Published:April 27, 2017DOI:https://doi.org/10.1016/j.acap.2017.04.010

      Abstract

      The medical home has been widely promoted as a model of primary care with the potential to transform the health care delivery system. Although this model was initially focused on children with chronic conditions, the American Academy of Pediatrics has endorsed a generalization of the model, promoting the statement, “Every child deserves a medical home.” Recently, other major professional and governmental organizations have embraced this more inclusive vision, and the medical home concept has been promoted in provisions of the Affordable Care Act. Yet, rigorous evaluations of the value of the medical home, within pediatrics and beyond, have been limited, and the results have been mixed. Early results from large demonstration projects in adults have generally noted modest improvements in quality without accompanying reductions in cost.
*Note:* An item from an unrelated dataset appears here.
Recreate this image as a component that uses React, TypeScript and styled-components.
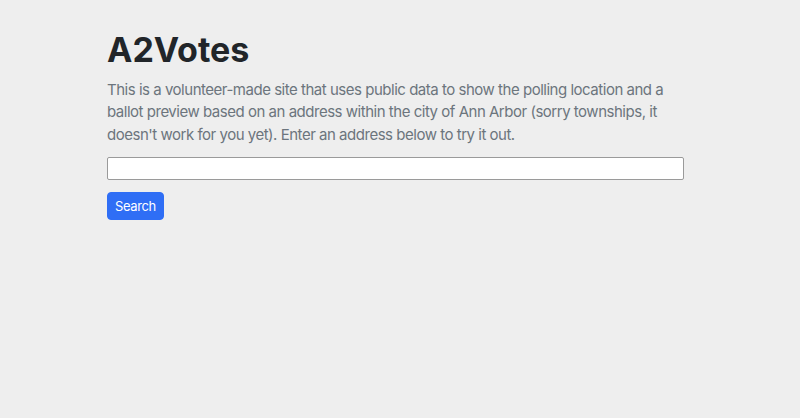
import React from "react";
import styled, { createGlobalStyle } from "styled-components";

const Global = createGlobalStyle`
  html, body { margin: 0; padding: 0; background: #eeeeee; }
  body { font-family: Inter, "Noto Sans", sans-serif; color: #212529; }
`;

const Page = styled.main`
  width: 577px;
  padding: 30px 0 0 107px;
`;

const Title = styled.h1`
  margin: 0 0 8px;
  font-size: 34px;
  font-weight: 700;
  line-height: 1.2;
  color: #212529;
`;

const Lead = styled.p`
  margin: 0 0 11px;
  font-size: 15px;
  line-height: 22.5px;
  letter-spacing: -0.48px;
  color: #6c757d;
`;

const Form = styled.form`
  display: flex;
  flex-direction: column;
  align-items: flex-start;
  gap: 12px;
`;

const Input = styled.input`
  box-sizing: border-box;
  width: 577px;
  height: 23px;
  margin: 0;
  border: 1px solid #9a9a9a;
  border-radius: 2px;
  background: #fff;
  font-family: inherit;
  font-size: 13px;
  padding: 1px 4px;
`;

const Button = styled.button`
  box-sizing: border-box;
  height: 28px;
  padding: 0 7px;
  border: 1px solid #2f6ef5;
  border-radius: 4px;
  background: #2f6ef5;
  color: #fff;
  font-family: inherit;
  font-size: 13px;
  letter-spacing: -0.4px;
  line-height: 26px;
  cursor: pointer;
`;

export default function App() {
  return (
    <>
      <Global />
      <Page>
        <Title>A2Votes</Title>
        <Lead>
          This is a volunteer-made site that uses public data to show the polling location and a
          ballot preview based on an address within the city of Ann Arbor (sorry townships, it
          doesn't work for you yet). Enter an address below to try it out.
        </Lead>
        <Form onSubmit={(e) => e.preventDefault()}>
          <Input type="text" />
          <Button type="submit">Search</Button>
        </Form>
      </Page>
    </>
  );
}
At this critical period in health care, with widespread interest in health care delivery and payment reform, these results present a potential threat to the medical home. Understanding possible reasons for these early findings is crucial to sustaining the spread of the medical home beyond its first 50 years. With this aim, we review the history of the medical home and trends in child health, and we explore the concepts of value and complexity as they pertain to pediatric health care delivery. We propose that, because of the demographic characteristics and economics of child health and current policy imperatives with regard to health care, a strong value proposition for the medical home in pediatrics involves children with medical complexity.